The judgment is affirmed.

Shinn, P.J., and Vallée, J., concurred.

NOTES

[1] While it is stated in the notice of appeal that the appeal is from "the judgment and sentence," the judgment in a criminal case is the sentence; "sentence" is but another term for "judgment" under such circumstances. (People v. Carlson, 177 Cal. App.2d 201, 207 [2 Cal. Rptr. 177]; People v. Perkins, 147 Cal. App.2d 793, 797-798 [305 P.2d 932]; People v. Tokich, 128 Cal.

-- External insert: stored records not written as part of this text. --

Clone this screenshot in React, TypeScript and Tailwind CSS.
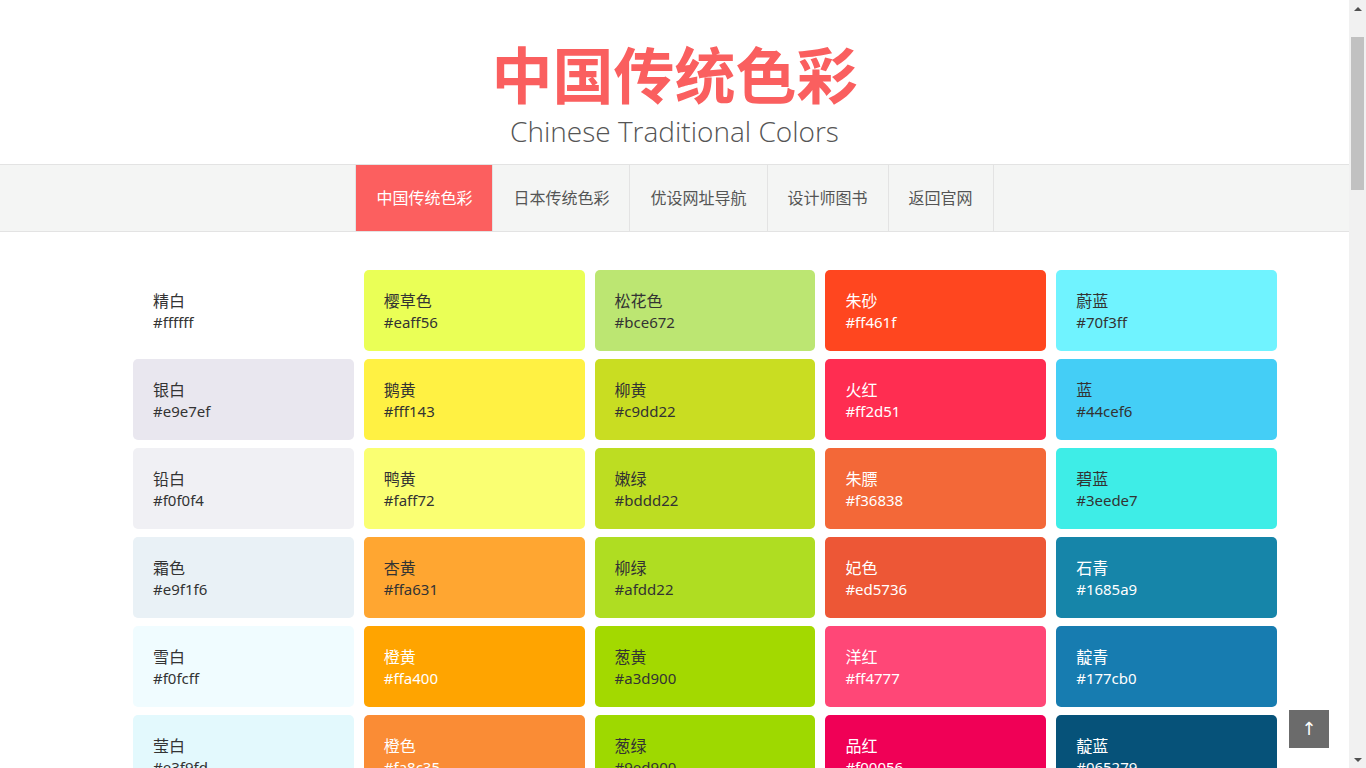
type Swatch = { name: string; hex: string; light?: boolean }

// one array per column, read top to bottom
const columns: Swatch[][] = [
  [
    { name: '精白', hex: '#ffffff' },
    { name: '银白', hex: '#e9e7ef' },
    { name: '铅白', hex: '#f0f0f4' },
    { name: '霜色', hex: '#e9f1f6' },
    { name: '雪白', hex: '#f0fcff' },
    { name: '莹白', hex: '#e3f9fd' },
    { name: '鸭卵青', hex: '#e0eee8' },
    { name: '鱼肚白', hex: '#fcefe8' },
  ],
  [
    { name: '樱草色', hex: '#eaff56' },
    { name: '鹅黄', hex: '#fff143' },
    { name: '鸭黄', hex: '#faff72' },
    { name: '杏黄', hex: '#ffa631' },
    { name: '橙黄', hex: '#ffa400', light: true },
    { name: '橙色', hex: '#fa8c35', light: true },
    { name: '橘黄', hex: '#ff8936', light: true },
    { name: '橘红', hex: '#ff7500', light: true },
  ],
  [
    { name: '松花色', hex: '#bce672' },
    { name: '柳黄', hex: '#c9dd22' },
    { name: '嫩绿', hex: '#bddd22' },
    { name: '柳绿', hex: '#afdd22' },
    { name: '葱黄', hex: '#a3d900' },
    { name: '葱绿', hex: '#9ed900' },
    { name: '油绿', hex: '#00bc12', light: true },
    { name: '绿沈', hex: '#0c8918', light: true },
  ],
  [
    { name: '朱砂', hex: '#ff461f', light: true },
    { name: '火红', hex: '#ff2d51', light: true },
    { name: '朱膘', hex: '#f36838', light: true },
    { name: '妃色', hex: '#ed5736', light: true },
    { name: '洋红', hex: '#ff4777', light: true },
    { name: '品红', hex: '#f00056', light: true },
    { name: '胭脂', hex: '#9d2933', light: true },
    { name: '朱红', hex: '#ff4c00', light: true },
  ],
  [
    { name: '蔚蓝', hex: '#70f3ff' },
    { name: '蓝', hex: '#44cef6' },
    { name: '碧蓝', hex: '#3eede7' },
    { name: '石青', hex: '#1685a9', light: true },
    { name: '靛青', hex: '#177cb0', light: true },
    { name: '靛蓝', hex: '#065279', light: true },
    { name: '藏青', hex: '#2e4e7e', light: true },
    { name: '藏蓝', hex: '#3b2e7e', light: true },
  ],
]

const swatches: Swatch[] = columns[0].flatMap((_, row) => columns.map(col => col[row]))

const navItems = ['中国传统色彩', '日本传统色彩', '优设网址导航', '设计师图书', '返回官网']

function Scrollbar() {
  return (
    <aside className="flex h-screen w-[17px] shrink-0 flex-col items-center bg-[#f1f1f1]">
      <div className="flex h-[17px] w-full items-center justify-center">
        <span className="h-0 w-0 border-x-[4px] border-b-[4px] border-x-transparent border-b-[#505050]" />
      </div>
      <div className="mt-[20px] h-[153px] w-[13px] bg-[#c1c1c1]" />
      <div className="flex-1" />
      <div className="flex h-[17px] w-full items-center justify-center">
        <span className="h-0 w-0 border-x-[4px] border-t-[4px] border-x-transparent border-t-[#505050]" />
      </div>
    </aside>
  )
}

export default function App() {
  return (
    <div className="flex h-screen overflow-hidden bg-white font-['Segoe_UI','Noto_Sans','Noto_Sans_CJK_SC',sans-serif]">
      <main className="min-w-0 flex-1 overflow-hidden">
        {/* Header */}
        <header className="flex flex-col items-center pt-[42px] pb-[16px]">
          <h1 className="text-[61px] leading-[62px] font-bold text-[#fa5f5f] font-['Noto_Sans_CJK_SC',sans-serif]">
            中国传统色彩
          </h1>
          <p className="mt-[10px] text-[28px] leading-[34px] font-light text-[#555] font-['Open_Sans','Noto_Sans',sans-serif]">
            Chinese Traditional Colors
          </p>
        </header>

        {/* Nav */}
        <nav className="flex justify-center border-y border-[#e3e3e3] bg-[#f4f5f4]">
          <ul className="flex border-l border-[#e3e3e3]">
            {navItems.map((item, i) => (
              <li
                key={item}
                className={
                  i === 0
                    ? 'flex h-[66px] items-center border-r border-[#e3e3e3] bg-[#fc5f5f] px-[20px] text-[16px] text-white'
                    : 'flex h-[66px] items-center border-r border-[#e3e3e3] px-[20px] text-[16px] text-[#555]'
                }
              >
                {item}
              </li>
            ))}
          </ul>
        </nav>

        {/* Colours */}
        <div className="ml-[133px] mt-[38px] grid w-[1144px] grid-cols-5 gap-x-[10px] gap-y-[8px] pb-10">
          {swatches.map(s => (
            <div
              key={s.hex}
              className={
                s.light
                  ? 'h-[81px] rounded-[5px] px-[20px] pt-[20px] text-white'
                  : 'h-[81px] rounded-[5px] px-[20px] pt-[20px] text-[#333]'
              }
              style={{ backgroundColor: s.hex }}
            >
              <p className="text-[16px] leading-[22px]">{s.name}</p>
              <p className="text-[15px] leading-[20px]">{s.hex}</p>
            </div>
          ))}
        </div>
      </main>

      <Scrollbar />

      {/* Back to top */}
      <button className="fixed bottom-[20px] right-[37px] flex h-[38px] w-[40px] items-center justify-center bg-[#6b6b6b] text-[18px] leading-none text-white font-['DejaVu_Sans',sans-serif]">
        ↑
      </button>
    </div>
  )
}
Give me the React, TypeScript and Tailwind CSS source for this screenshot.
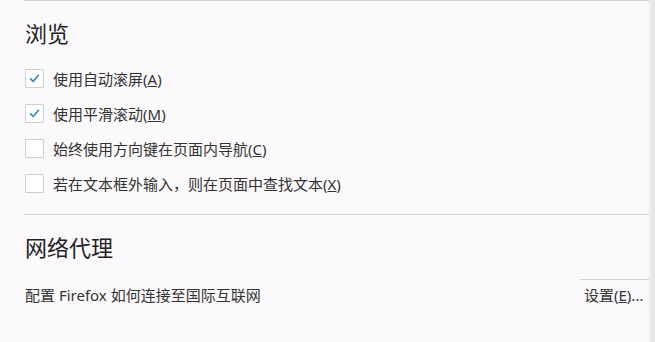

App.2d 515, 519 [275 P.2d 816].)

[2] The words hereafter quoted in the summary of the testimony of the witness Kamp are the words used by the witness.

[3] Section 31 of the Penal Code is in part as follows: "All persons concerned in the commission of a crime ... whether they directly commit the act constituting the offense, or aid and abet in its commission, or, not being present, have advised and encouraged its commission ... are principals in any crime so committed."